Here is a funny sonnet from Saint-Amant, written with his tongue firmly in his cheek. He is subverting the formal rules of the sonnet, which has a consistent rhyme scheme, and presents with a sonnet which doesn;’t rhyme, making fun of himself while he does so.

 
Marc-Antoine Girard de SAINT-AMANT   (1594-1661)

Sonnet sur des mots qui n’ont point de rime

 
Phylis, je ne suis plus des rimeurs de ce siècle
Qui font pour un sonnet dix jours de cul de plomb
Et qui sont obligés d’en venir aux noms propres
Quand il leur faut rimer ou sur coiffe ou sur poil.

Je n’affecte jamais rime riche ni pauvre
De peur d’être contraint de suer comme un porc,
Et hais plus que la mort ceux dont l’âme est si faible
Que d’exercer un art qui fait qu’on meurt de froid.

Si je fais jamais vers, qu’on m’arrache les ongles,
Qu’on me traîne au gibet, que j’épouse une vieille,
Qu’au plus fort de l’été je languisse de soif,

Que tous les mardi-gras me soient autant de jeûnes,
Que je ne goûte vin non plus que fait le Turc,
Et qu’au fond de la mer on fasse mon sépulcre.

 

From <http://poesie.webnet.fr/lesgrandsclassiques/poemes/marc_antoine_girard_de_saint_amant/sonnet_sur_des_mots_qui_n_ont_point_de_rime.html&gt;

 

The sonnet is addressed to Phylis, which is more the convention of time rather than a dedication to a particular person.
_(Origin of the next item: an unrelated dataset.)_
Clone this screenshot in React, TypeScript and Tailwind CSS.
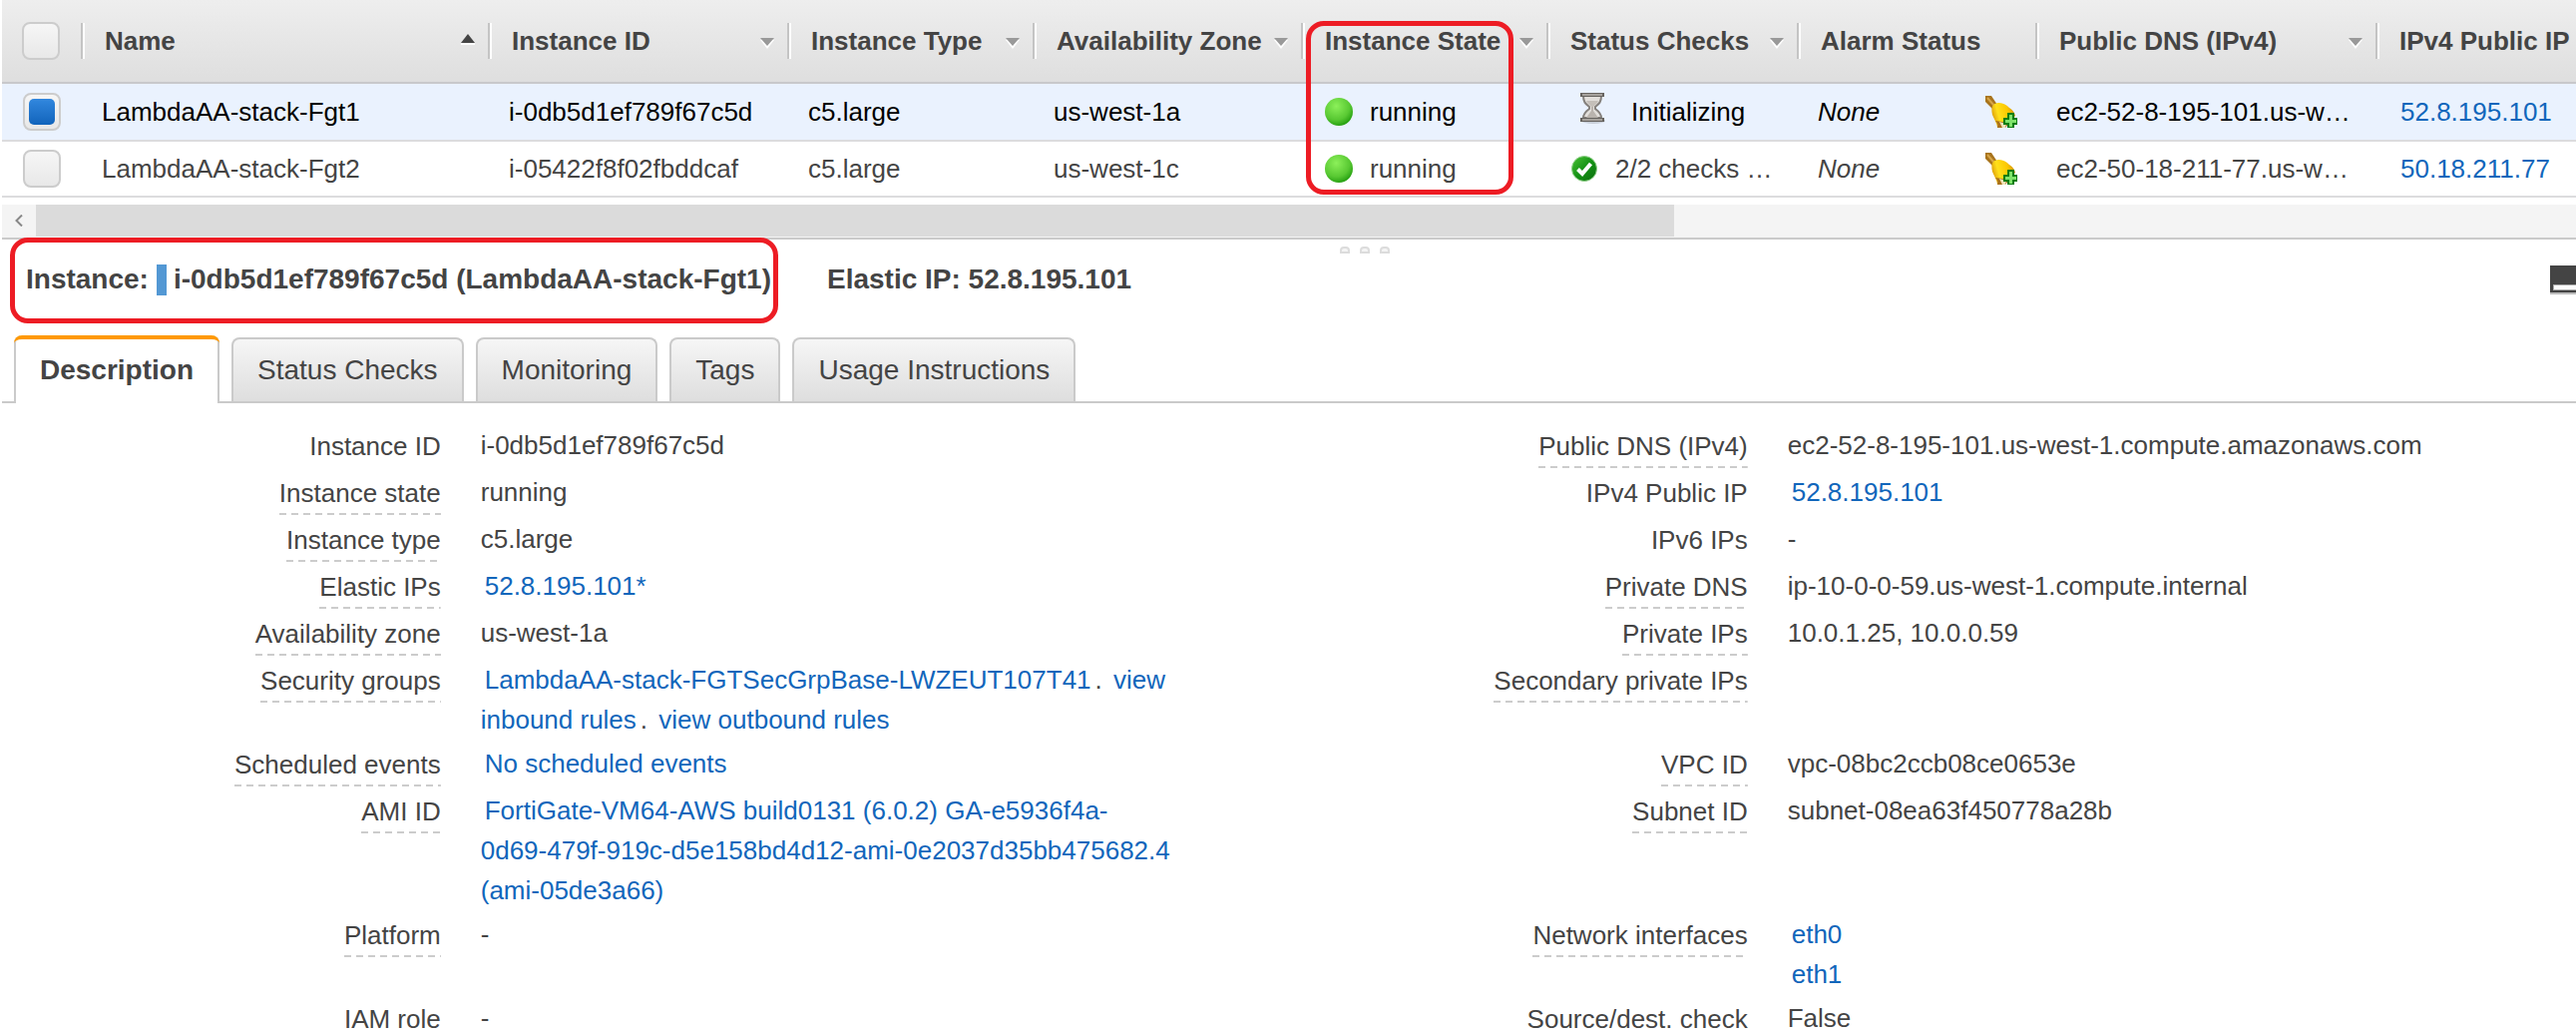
import React from "react";

type SortMark = "asc" | "menu" | "none";

const columns: { label: string; mark: SortMark; width: string }[] = [
  { label: "Name", mark: "asc", width: "w-[408px]" },
  { label: "Instance ID", mark: "menu", width: "w-[300px]" },
  { label: "Instance Type", mark: "menu", width: "w-[246px]" },
  { label: "Availability Zone", mark: "menu", width: "w-[269px]" },
  { label: "Instance State", mark: "menu", width: "w-[246px]" },
  { label: "Status Checks", mark: "menu", width: "w-[251px]" },
  { label: "Alarm Status", mark: "none", width: "w-[239px]" },
  { label: "Public DNS (IPv4)", mark: "menu", width: "w-[341px]" },
  { label: "IPv4 Public IP", mark: "none", width: "w-[300px]" },
];

const instances = [
  {
    name: "LambdaAA-stack-Fgt1",
    id: "i-0db5d1ef789f67c5d",
    type: "c5.large",
    zone: "us-west-1a",
    checks: "Initializing",
    pending: true,
    dns: "ec2-52-8-195-101.us-w…",
    ip: "52.8.195.101",
    selected: true,
  },
  {
    name: "LambdaAA-stack-Fgt2",
    id: "i-05422f8f02fbddcaf",
    type: "c5.large",
    zone: "us-west-1c",
    checks: "2/2 checks …",
    pending: false,
    dns: "ec2-50-18-211-77.us-w…",
    ip: "50.18.211.77",
    selected: false,
  },
];

function SortIcon({ mark }: { mark: SortMark }) {
  if (mark === "none") return null;
  return mark === "asc" ? (
    <svg className="mb-1 h-3 w-4 shrink-0" viewBox="0 0 16 12" aria-hidden="true">
      <path d="M1 10h14v2H1z" fill="#fff" />
      <path d="M8 1l7 9H1z" fill="#444" />
    </svg>
  ) : (
    <svg className="mt-1 h-3 w-4 shrink-0" viewBox="0 0 16 12" aria-hidden="true">
      <path d="M1 3h14l-7 9z" fill="#fff" />
      <path d="M1 1h14l-7 8z" fill="#999" />
    </svg>
  );
}

function RunningIcon() {
  return (
    <svg className="size-7 shrink-0" viewBox="0 0 28 28" aria-hidden="true">
      <defs>
        <radialGradient id="run" cx="0.4" cy="0.3" r="0.75">
          <stop offset="0" stopColor="#8cf05a" />
          <stop offset="0.65" stopColor="#58c832" />
          <stop offset="1" stopColor="#1e9a0c" />
        </radialGradient>
      </defs>
      <circle cx="14" cy="14" r="14" fill="url(#run)" />
    </svg>
  );
}

function HourglassIcon() {
  return (
    <svg className="mb-2 h-8 w-7 shrink-0" viewBox="0 0 28 32" aria-hidden="true">
      <ellipse cx="15" cy="29" rx="12" ry="3" fill="#000" opacity="0.15" />
      <path
        d="M5 4c0 6 2 8 6 11v2c-4 3-6 5-6 9h18c0-4-2-6-6-9v-2c4-3 6-5 6-11z"
        fill="#e2dfdb"
        stroke="#85817d"
        strokeWidth="2"
      />
      <path d="M8 9h12c-1 3-4 4-5 6h-2c-1-2-4-3-5-6z" fill="#c4bfb9" />
      <path d="M13 15h2v4l5 7H8l5-7z" fill="#b9b3ad" />
      <path d="M2 1h24v4H2zM2 26h24v4H2z" fill="#66635f" />
      <path d="M4 2h20v2H4zM4 27h20v2H4z" fill="#a5a19c" />
    </svg>
  );
}

function PassedIcon() {
  return (
    <svg className="size-7 shrink-0" viewBox="0 0 28 28" aria-hidden="true">
      <defs>
        <linearGradient id="ok" x1="0" y1="0" x2="1" y2="1">
          <stop offset="0" stopColor="#4cc437" />
          <stop offset="0.5" stopColor="#159215" />
          <stop offset="1" stopColor="#0a6d0d" />
        </linearGradient>
      </defs>
      <circle cx="14" cy="14" r="12.500" fill="url(#ok)" stroke="#8fcf88" strokeWidth="1" />
      <path d="M7.500 14.500l4.500 4.500 8.500-10" fill="none" stroke="#fff" strokeWidth="4" />
    </svg>
  );
}

function AddAlarmIcon() {
  return (
    <svg className="size-8" viewBox="0 0 32 32" aria-hidden="true">
      <defs>
        <linearGradient id="bell" x1="0" y1="0.6" x2="1" y2="0.3">
          <stop offset="0" stopColor="#d9960a" />
          <stop offset="0.3" stopColor="#ffe01a" />
          <stop offset="0.7" stopColor="#fcc800" />
          <stop offset="1" stopColor="#c98a10" />
        </linearGradient>
      </defs>
      <path d="M0 0h6l6 9-5 4L0 6z" fill="#a8741c" />
      <path d="M2 2l7 8" stroke="#d6a548" strokeWidth="2" />
      <path
        d="M8 9c6-4 12-1 16 3 3 2 5 4 6 8L19 32h-7c0-4-3-8-5-13-1-4-1-8 1-10z"
        fill="url(#bell)"
      />
      <path d="M10 25c2 2 3 4 2 7h8l4-5z" fill="#a8701c" />
      <path d="M14 26l3 6h3l1-4z" fill="#f0e3b8" />
      <path d="M22 17h7v5h3v7h-3v3h-7v-3h-4v-7h4z" fill="#0b7d12" />
      <path d="M24 19h3v5h4v3h-4v4h-3v-4h-4v-3h4z" fill="#7fe36a" />
    </svg>
  );
}

function RowCheckbox({ label, checked = false }: { label: string; checked?: boolean }) {
  return (
    <input
      type="checkbox"
      aria-label={label}
      defaultChecked={checked}
      className="block size-[38px] appearance-none rounded-lg border-2 border-[#ccc] bg-linear-to-b from-[#f6f6f6] to-[#e8e8e8] p-1 before:block before:size-full before:rounded-[5px] checked:before:bg-linear-to-b checked:before:from-[#3187de] checked:before:to-[#1164bb]"
    />
  );
}

function InstanceTable() {
  return (
    <div className="ml-[2px] overflow-hidden">
      <table className="w-[2679px] table-fixed border-separate border-spacing-0 text-[26px] leading-[30px] whitespace-nowrap">
        <thead>
          <tr className="h-[84px] bg-linear-to-b from-[#eee] to-[#dedede]">
            <th className="w-[79px] border-b-2 border-[#c8c8cb] pl-5">
              <RowCheckbox label="Select all instances" />
            </th>
            {columns.map((column) => (
              <th
                key={column.label}
                scope="col"
                className={`relative border-b-2 border-[#c8c8cb] p-0 text-left ${column.width}`}
              >
                <div className="flex items-center">
                  <span className="mr-5 h-9 w-1 shrink-0 border-r-2 border-l-2 border-r-white border-l-[#c4c4c4]" />
                  <button type="button" className="flex flex-1 items-center justify-between pr-3 font-bold">
                    {column.label}
                    <SortIcon mark={column.mark} />
                  </button>
                </div>
                {column.label === "Instance State" && (
                  <div className="pointer-events-none absolute top-[21px] left-[5px] z-10 h-[174px] w-[208px] rounded-[18px] border-5 border-[#ed1c24]" />
                )}
              </th>
            ))}
          </tr>
        </thead>
        <tbody>
          {instances.map((row) => (
            <tr
              key={row.id}
              className={
                row.selected
                  ? "h-[58px] bg-[#eaf2fe] text-black *:border-b-2 *:border-[#dcdcde]"
                  : "h-[56px] *:border-b-2 *:border-[#dcdcde]"
              }
            >
              <td className="py-0 pl-[21px]">
                <RowCheckbox label={`Select ${row.name}`} checked={row.selected} />
              </td>
              <td className="pl-[21px]">{row.name}</td>
              <td className="pl-[21px]">{row.id}</td>
              <td className="pl-[21px]">{row.type}</td>
              <td className="pl-[21px]">{row.zone}</td>
              <td className="pl-6">
                <div className="flex items-center gap-[17px]">
                  <RunningIcon />
                  running
                </div>
              </td>
              <td className={row.pending ? "pl-8" : "pl-6"}>
                <div className={row.pending ? "flex items-center gap-[25px]" : "flex items-center gap-[17px]"}>
                  {row.pending ? <HourglassIcon /> : <PassedIcon />}
                  {row.checks}
                </div>
              </td>
              <td className="pr-[18px] pl-[21px]">
                <div className="flex items-center justify-between">
                  <em>None</em>
                  <button type="button" aria-label={`Add alarm for ${row.name}`}>
                    <AddAlarmIcon />
                  </button>
                </div>
              </td>
              <td className="pl-[21px]">{row.dns}</td>
              <td className="pl-[25px]">
                <a href="#ip" className="text-[#1166bb]">
                  {row.ip}
                </a>
              </td>
            </tr>
          ))}
        </tbody>
      </table>
      <div className="mt-[7px] flex h-[35px] border-b-2 border-[#cacaca] bg-[#f4f4f4] pb-px">
        <button type="button" aria-label="Scroll left" className="flex w-[34px] shrink-0 items-center justify-center">
          <svg className="h-3 w-2" viewBox="0 0 8 12" aria-hidden="true">
            <path d="M7 0.500L1.500 6 7 11.500" fill="none" stroke="#888" strokeWidth="2" />
          </svg>
        </button>
        <div className="flex-1">
          <div className="h-full w-[64.500%] bg-[#dbdbdb]" />
        </div>
      </div>
    </div>
  );
}

function Link({ children }: { children: React.ReactNode }) {
  return (
    <a href="#details" className="px-1 text-[#1166bb]">
      {children}
    </a>
  );
}

type Field = { label: string; plain?: boolean; value: React.ReactNode };

const details: [Field, Field][] = [
  [
    { label: "Instance ID", plain: true, value: "i-0db5d1ef789f67c5d" },
    { label: "Public DNS (IPv4)", value: "ec2-52-8-195-101.us-west-1.compute.amazonaws.com" },
  ],
  [
    { label: "Instance state", value: "running" },
    { label: "IPv4 Public IP", plain: true, value: <Link>52.8.195.101</Link> },
  ],
  [
    { label: "Instance type", value: "c5.large" },
    { label: "IPv6 IPs", plain: true, value: "-" },
  ],
  [
    { label: "Elastic IPs", value: <Link>52.8.195.101*</Link> },
    { label: "Private DNS", value: "ip-10-0-0-59.us-west-1.compute.internal" },
  ],
  [
    { label: "Availability zone", value: "us-west-1a" },
    { label: "Private IPs", value: "10.0.1.25, 10.0.0.59" },
  ],
  [
    {
      label: "Security groups",
      value: (
        <>
          <Link>LambdaAA-stack-FGTSecGrpBase-LWZEUT107T41</Link>.{" "}
          <Link>
            view
            <br />
            inbound rules
          </Link>
          . <Link>view outbound rules</Link>
        </>
      ),
    },
    { label: "Secondary private IPs", value: "" },
  ],
  [
    { label: "Scheduled events", value: <Link>No scheduled events</Link> },
    { label: "VPC ID", value: "vpc-08bc2ccb08ce0653e" },
  ],
  [
    {
      label: "AMI ID",
      value: (
        <Link>
          FortiGate-VM64-AWS build0131 (6.0.2) GA-e5936f4a-
          <br />
          0d69-479f-919c-d5e158bd4d12-ami-0e2037d35bb475682.4
          <br />
          (ami-05de3a66)
        </Link>
      ),
    },
    { label: "Subnet ID", value: "subnet-08ea63f450778a28b" },
  ],
  [
    { label: "Platform", value: "-" },
    {
      label: "Network interfaces",
      value: (
        <>
          <Link>eth0</Link>
          <br />
          <Link>eth1</Link>
        </>
      ),
    },
  ],
  [
    { label: "IAM role", value: "-" },
    { label: "Source/dest. check", value: "False" },
  ],
];

function DetailField({ field }: { field: Field }) {
  return (
    <div className="grid min-h-[47px] grid-cols-[34%_1fr] items-start gap-x-10 leading-10">
      <dt className="text-right">
        <span
          className={
            field.plain
              ? "inline-block pt-px align-top"
              : "inline-block bg-[repeating-linear-gradient(to_right,#ccc_0_7px,transparent_7px_12px)] bg-[length:100%_2px] bg-bottom bg-no-repeat pt-px pb-[2px] align-top"
          }
        >
          {field.label}
        </span>
      </dt>
      <dd className="pb-1">{field.value}</dd>
    </div>
  );
}

const tabs = ["Description", "Status Checks", "Monitoring", "Tags", "Usage Instructions"];

function InstancePanel() {
  return (
    <section className="relative">
      <div className="absolute top-[7px] left-[52%] flex gap-[10px]" aria-hidden="true">
        {[0, 1, 2].map((dot) => (
          <span key={dot} className="h-[7px] w-[10px] rounded-t-[4px] border-2 border-[#dcdcdc] bg-[#f4f4f4]" />
        ))}
      </div>
      <header className="flex h-[78px] items-center pt-[2px] pl-[26px] text-[28px] leading-8 font-bold">
        <h2 className="relative flex items-center">
          Instance:
          <span className="mr-[7px] ml-2 h-[31px] w-[10px] bg-[#5398d4]" />
          i-0db5d1ef789f67c5d (LambdaAA-stack-Fgt1)
          <span className="pointer-events-none absolute -top-[26px] -right-[7px] -bottom-[28px] -left-4 rounded-[18px] border-5 border-[#ed1c24]" />
        </h2>
        <p className="ml-14">Elastic IP: 52.8.195.101</p>
        <button type="button" aria-label="Minimize panel" className="ml-auto">
          <svg className="h-[29px] w-[26px]" viewBox="0 0 26 29" aria-hidden="true">
            <path d="M0 0h26v27H0z" fill="#444" />
            <path d="M0 27h26v2H0z" fill="#bbb" />
            <rect x="3.500" y="19.500" width="26" height="5" fill="#fff" stroke="#aaa" />
          </svg>
        </button>
      </header>
      <div role="tablist" className="ml-[2px] flex items-end gap-3 border-b-2 border-[#cacaca] pt-[18px] pl-3 text-[28px] leading-[62px]">
        {tabs.map((tab, index) => (
          <button
            key={tab}
            type="button"
            role="tab"
            aria-selected={index === 0}
            className={
              index === 0
                ? "relative -mb-[2px] rounded-t-lg border-x-2 border-[#cacaca] bg-white px-6 pt-1 pb-[2px] font-bold before:absolute before:-inset-x-[2px] before:top-0 before:h-2 before:rounded-t-lg before:border-t-4 before:border-[#ff9900]"
                : "rounded-t-lg border-x-2 border-t-2 border-[#cacaca] bg-linear-to-b from-[#f6f6f6] to-[#dedede] px-6"
            }
          >
            {tab}
          </button>
        ))}
      </div>
      <dl className="pt-[22px] pl-[14px] text-[26px]">
        {details.map(([left, right]) => (
          <div key={left.label} className="grid grid-cols-2 gap-x-[52px]">
            <DetailField field={left} />
            <DetailField field={right} />
          </div>
        ))}
      </dl>
    </section>
  );
}

export default function App() {
  return (
    <main className="h-screen overflow-hidden bg-white font-['Liberation_Sans',Arial,sans-serif] text-[#444]">
      <InstanceTable />
      <InstancePanel />
    </main>
  );
}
The first four lines set out the poet’s intent – to show he is not one of those poets who spend ten days trying to think of a rhyme, and falling back on people’s names when they can’t think of anything else. And at the same time Saint-Amant links form and content, by having no rhymes in these first four lines.

In the second stanza he ridicules even more those poets who will work night and day to produce a formally correct rhyming sonnet, saying that he does not want to sweat like a pig or suffer the cold of night just to come up with a sonnet with the right form.

And then in the next stanza, Saint-Amant again pushes the bounds of absurdity, saying he would rather have his nails pulled out, or be dragged to the scaffold, or be forced to marry an old woman or die of thirst in the summer rather than write rhyming verse. And so on in the final three lines – he would rather be forced to fast at Mardi Gras, to drink no more wine, just like a Turk, and be buried at sea rather than be made to work at producing good rhymes.

The whole sonnet therefore has no rhymes – so is it a sonnet? Well it has fourteen lines, and the poet says it is, so why not take him at his word? This is all for fun, and of course, Saint-Amant shows in many other poems, that he can write a perfectly good orthodox sonnet when he wants to.